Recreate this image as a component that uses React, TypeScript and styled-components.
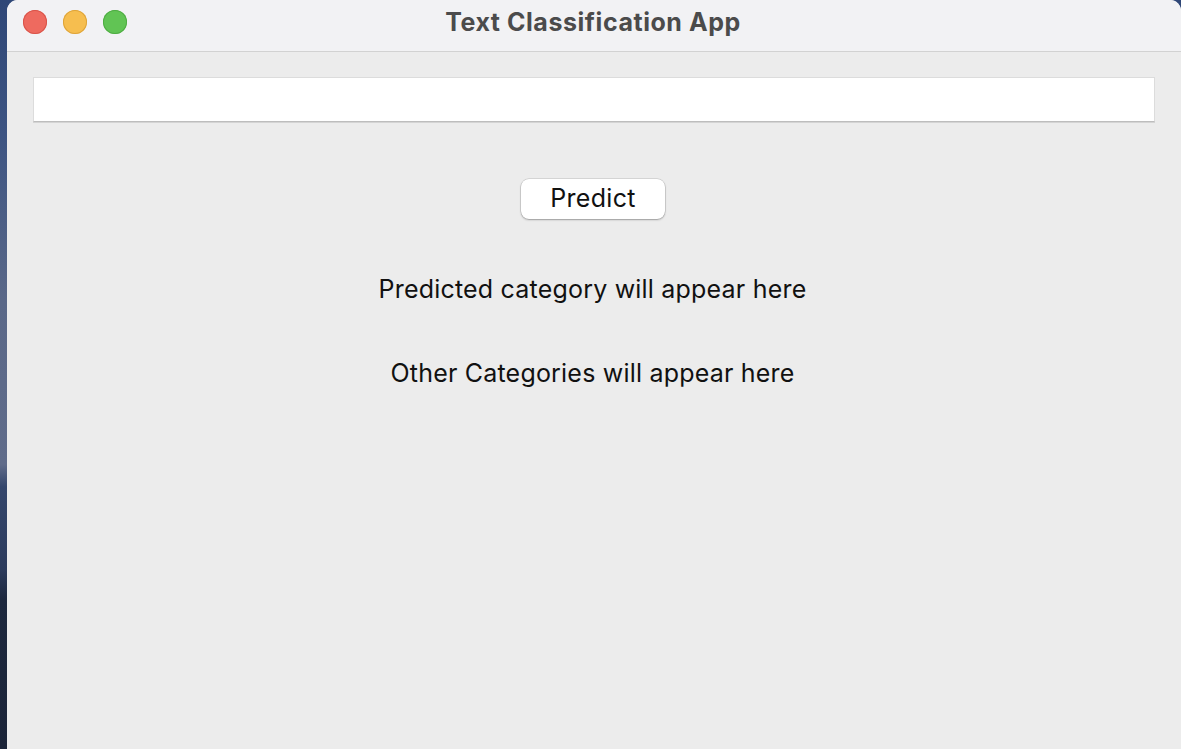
import React from "react";
import styled, { createGlobalStyle } from "styled-components";

const Global = createGlobalStyle`
  html, body { margin: 0; padding: 0; }
  body {
    width: 1181px;
    height: 749px;
    overflow: hidden;
    font-family: Inter, "Liberation Sans", Arial, sans-serif;
    background: linear-gradient(180deg, #2f4777 0%, #3d5482 18%, #5a6888 40%, #606c8a 62%, #34466c 65%, #2c3b5c 76%, #1d283e 80%, #1b2438 100%);
  }
`;

const Desktop = styled.div`
  display: flex;
  height: 749px;
  padding-left: 7px;
  box-sizing: border-box;
`;

const Window = styled.div`
  flex: 1;
  display: flex;
  flex-direction: column;
  background: #ececec;
  border-radius: 11px 11px 0 0;
  overflow: hidden;
`;

const TitleBar = styled.div`
  position: relative;
  height: 51px;
  flex: 0 0 51px;
  background: #f2f2f4;
  border-bottom: 1px solid #d2d2d2;
  display: flex;
  align-items: center;
  justify-content: center;
`;

const Lights = styled.div`
  position: absolute;
  left: 16px;
  top: 10px;
  display: flex;
  gap: 16px;
`;

const Light = styled.span<{ $fill: string; $edge: string }>`
  width: 24px;
  height: 24px;
  border-radius: 50%;
  background: ${(p) => p.$fill};
  box-shadow: inset 0 0 0 1px ${(p) => p.$edge};
`;

const Title = styled.div`
  font-family: Inter, "Liberation Sans", Arial, sans-serif;
  font-weight: 700;
  font-size: 25px;
  letter-spacing: 0.55px;
  color: #4b4b4b;
  margin-top: -7px;
  margin-left: -2px;
`;

const Content = styled.div`
  flex: 1;
  display: flex;
  flex-direction: column;
  align-items: center;
  padding: 25px 26px 0;
`;

const Entry = styled.div`
  align-self: stretch;
  height: 45px;
  background: #ffffff;
  border: 1px solid #dcdcdc;
  border-bottom: 1px solid #bdbdbd;
  box-shadow: 0 1px 0 #d4d4d4;
  box-sizing: border-box;
`;

const Button = styled.button`
  margin-top: 57px;
  width: 144px;
  height: 40px;
  background: #ffffff;
  border: none;
  border-radius: 8px;
  box-shadow: 0 0 0 0.5px rgba(0, 0, 0, 0.18), 0 1px 2px rgba(0, 0, 0, 0.28);
  font-family: Inter, "Liberation Sans", Arial, sans-serif;
  font-size: 25px;
  letter-spacing: 0.3px;
  color: #111;
  padding: 0 0 2px;
  margin-left: -2px;
`;

const Label = styled.div<{ $top: number }>`
  margin-top: ${(p) => p.$top}px;
  font-size: 25px;
  letter-spacing: 0.2px;
  line-height: 28px;
  color: #111;
  margin-left: -3px;
`;

export default function App() {
  return (
    <>
      <Global />
      <Desktop>
        <Window>
          <TitleBar>
            <Lights>
              <Light $fill="#ee6a5f" $edge="#d9544a" />
              <Light $fill="#f6be4f" $edge="#dea43a" />
              <Light $fill="#61c454" $edge="#4fac43" />
            </Lights>
            <Title>Text Classification App</Title>
          </TitleBar>
          <Content>
            <Entry />
            <Button>Predict</Button>
            <Label $top={56}>Predicted category will appear here</Label>
            <Label $top={56}>Other Categories will appear here</Label>
          </Content>
        </Window>
      </Desktop>
    </>
  );
}
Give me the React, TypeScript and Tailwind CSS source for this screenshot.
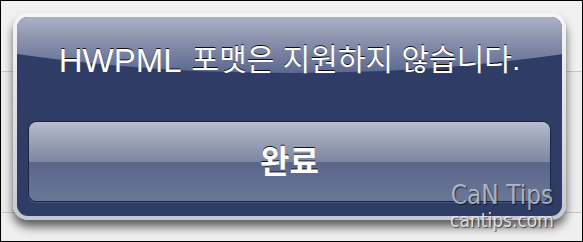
export default function App() {
  return (
    <div className="relative w-[583px] h-[242px] overflow-hidden border border-black bg-[linear-gradient(180deg,#f1f1f1_0px,#f1f1f1_70px,#c9c9c9_70px,#c9c9c9_71px,#ececec_71px,#ececec_211px,#c9c9c9_211px,#c9c9c9_212px,#efefef_212px)] pl-[12px] pt-[12px] font-['Liberation_Sans','Noto_Sans_CJK_KR',sans-serif]">
      {/* alert */}
      <div className="w-[553px] h-[207px] rounded-[15px] p-[4px] bg-[linear-gradient(180deg,#f6f6f8,#c4c8d2)] shadow-[0_7px_10px_rgba(0,0,0,0.6)]">
        <div className="relative h-full rounded-[11px] bg-[#2f3d66] overflow-hidden flex flex-col">
          {/* gloss */}
          <div className="absolute left-1/2 -translate-x-1/2 top-[-424px] w-[1400px] h-[480px] rounded-[50%] bg-[linear-gradient(180deg,#aeb4c7_88%,#8a92ad_93%,#5c6890_100%)]" />
          <div className="relative h-[104px] flex items-center justify-center pb-[18px] text-white text-[30px] [text-shadow:0_-1px_0_rgba(0,0,0,0.9)]">
            <span className="text-[33px] mr-[10px] leading-none">HWPML</span>
            <span className="leading-none">포맷은 지원하지 않습니다.</span>
          </div>
          <div className="relative mx-[11px] h-[81px] rounded-[9px] border border-[#1a2342] overflow-hidden shadow-[0_1px_0_rgba(120,135,175,0.35)]">
            <div className="h-full flex flex-col bg-[#5a678a]">
              <div className="h-1/2 bg-[linear-gradient(180deg,#b9bece,#a5abbe_30%,#7c86a2)]" />
              <div className="h-1/2 bg-[linear-gradient(180deg,#59668a,#6b7797)]" />
            </div>
            <div className="absolute inset-0 flex items-center justify-center text-white text-[32px] font-bold [text-shadow:0_-1px_0_rgba(0,0,0,0.9)]">
              완료
            </div>
          </div>
        </div>
      </div>
      {/* watermark */}
      <div className="absolute left-[443px] top-[181px] w-[116px] flex flex-col items-center leading-none font-['DejaVu_Sans_Condensed','DejaVu_Sans',sans-serif]">
        <span className="text-[26px] text-[rgba(205,212,228,0.75)] [text-shadow:1px_1px_1px_rgba(0,0,0,0.6)]">CaN Tips</span>
        <span className="text-[19px] mt-[3px] text-[rgba(235,238,245,0.9)] [text-shadow:1px_1px_1px_rgba(0,0,0,0.6)]">cantips.com</span>
      </div>
    </div>
  );
}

▶ WHAT YOU HAVE TO DO
Without the pictures, retype the whole of the material above exactly.

▶ TASK OUTPUT
Recreate this image as a component that uses React, TypeScript and styled-components.
import React from "react";
import styled, { createGlobalStyle } from "styled-components";

const Global = createGlobalStyle`
  html, body { margin: 0; padding: 0; }
  body {
    width: 1181px;
    height: 749px;
    overflow: hidden;
    font-family: Inter, "Liberation Sans", Arial, sans-serif;
    background: linear-gradient(180deg, #2f4777 0%, #3d5482 18%, #5a6888 40%, #606c8a 62%, #34466c 65%, #2c3b5c 76%, #1d283e 80%, #1b2438 100%);
  }
`;

const Desktop = styled.div`
  display: flex;
  height: 749px;
  padding-left: 7px;
  box-sizing: border-box;
`;

const Window = styled.div`
  flex: 1;
  display: flex;
  flex-direction: column;
  background: #ececec;
  border-radius: 11px 11px 0 0;
  overflow: hidden;
`;

const TitleBar = styled.div`
  position: relative;
  height: 51px;
  flex: 0 0 51px;
  background: #f2f2f4;
  border-bottom: 1px solid #d2d2d2;
  display: flex;
  align-items: center;
  justify-content: center;
`;

const Lights = styled.div`
  position: absolute;
  left: 16px;
  top: 10px;
  display: flex;
  gap: 16px;
`;

const Light = styled.span<{ $fill: string; $edge: string }>`
  width: 24px;
  height: 24px;
  border-radius: 50%;
  background: ${(p) => p.$fill};
  box-shadow: inset 0 0 0 1px ${(p) => p.$edge};
`;

const Title = styled.div`
  font-family: Inter, "Liberation Sans", Arial, sans-serif;
  font-weight: 700;
  font-size: 25px;
  letter-spacing: 0.55px;
  color: #4b4b4b;
  margin-top: -7px;
  margin-left: -2px;
`;

const Content = styled.div`
  flex: 1;
  display: flex;
  flex-direction: column;
  align-items: center;
  padding: 25px 26px 0;
`;

const Entry = styled.div`
  align-self: stretch;
  height: 45px;
  background: #ffffff;
  border: 1px solid #dcdcdc;
  border-bottom: 1px solid #bdbdbd;
  box-shadow: 0 1px 0 #d4d4d4;
  box-sizing: border-box;
`;

const Button = styled.button`
  margin-top: 57px;
  width: 144px;
  height: 40px;
  background: #ffffff;
  border: none;
  border-radius: 8px;
  box-shadow: 0 0 0 0.5px rgba(0, 0, 0, 0.18), 0 1px 2px rgba(0, 0, 0, 0.28);
  font-family: Inter, "Liberation Sans", Arial, sans-serif;
  font-size: 25px;
  letter-spacing: 0.3px;
  color: #111;
  padding: 0 0 2px;
  margin-left: -2px;
`;

const Label = styled.div<{ $top: number }>`
  margin-top: ${(p) => p.$top}px;
  font-size: 25px;
  letter-spacing: 0.2px;
  line-height: 28px;
  color: #111;
  margin-left: -3px;
`;

export default function App() {
  return (
    <>
      <Global />
      <Desktop>
        <Window>
          <TitleBar>
            <Lights>
              <Light $fill="#ee6a5f" $edge="#d9544a" />
              <Light $fill="#f6be4f" $edge="#dea43a" />
              <Light $fill="#61c454" $edge="#4fac43" />
            </Lights>
            <Title>Text Classification App</Title>
          </TitleBar>
          <Content>
            <Entry />
            <Button>Predict</Button>
            <Label $top={56}>Predicted category will appear here</Label>
            <Label $top={56}>Other Categories will appear here</Label>
          </Content>
        </Window>
      </Desktop>
    </>
  );
}
Give me the React, TypeScript and Tailwind CSS source for this screenshot.
export default function App() {
  return (
    <div className="relative w-[583px] h-[242px] overflow-hidden border border-black bg-[linear-gradient(180deg,#f1f1f1_0px,#f1f1f1_70px,#c9c9c9_70px,#c9c9c9_71px,#ececec_71px,#ececec_211px,#c9c9c9_211px,#c9c9c9_212px,#efefef_212px)] pl-[12px] pt-[12px] font-['Liberation_Sans','Noto_Sans_CJK_KR',sans-serif]">
      {/* alert */}
      <div className="w-[553px] h-[207px] rounded-[15px] p-[4px] bg-[linear-gradient(180deg,#f6f6f8,#c4c8d2)] shadow-[0_7px_10px_rgba(0,0,0,0.6)]">
        <div className="relative h-full rounded-[11px] bg-[#2f3d66] overflow-hidden flex flex-col">
          {/* gloss */}
          <div className="absolute left-1/2 -translate-x-1/2 top-[-424px] w-[1400px] h-[480px] rounded-[50%] bg-[linear-gradient(180deg,#aeb4c7_88%,#8a92ad_93%,#5c6890_100%)]" />
          <div className="relative h-[104px] flex items-center justify-center pb-[18px] text-white text-[30px] [text-shadow:0_-1px_0_rgba(0,0,0,0.9)]">
            <span className="text-[33px] mr-[10px] leading-none">HWPML</span>
            <span className="leading-none">포맷은 지원하지 않습니다.</span>
          </div>
          <div className="relative mx-[11px] h-[81px] rounded-[9px] border border-[#1a2342] overflow-hidden shadow-[0_1px_0_rgba(120,135,175,0.35)]">
            <div className="h-full flex flex-col bg-[#5a678a]">
              <div className="h-1/2 bg-[linear-gradient(180deg,#b9bece,#a5abbe_30%,#7c86a2)]" />
              <div className="h-1/2 bg-[linear-gradient(180deg,#59668a,#6b7797)]" />
            </div>
            <div className="absolute inset-0 flex items-center justify-center text-white text-[32px] font-bold [text-shadow:0_-1px_0_rgba(0,0,0,0.9)]">
              완료
            </div>
          </div>
        </div>
      </div>
      {/* watermark */}
      <div className="absolute left-[443px] top-[181px] w-[116px] flex flex-col items-center leading-none font-['DejaVu_Sans_Condensed','DejaVu_Sans',sans-serif]">
        <span className="text-[26px] text-[rgba(205,212,228,0.75)] [text-shadow:1px_1px_1px_rgba(0,0,0,0.6)]">CaN Tips</span>
        <span className="text-[19px] mt-[3px] text-[rgba(235,238,245,0.9)] [text-shadow:1px_1px_1px_rgba(0,0,0,0.6)]">cantips.com</span>
      </div>
    </div>
  );
}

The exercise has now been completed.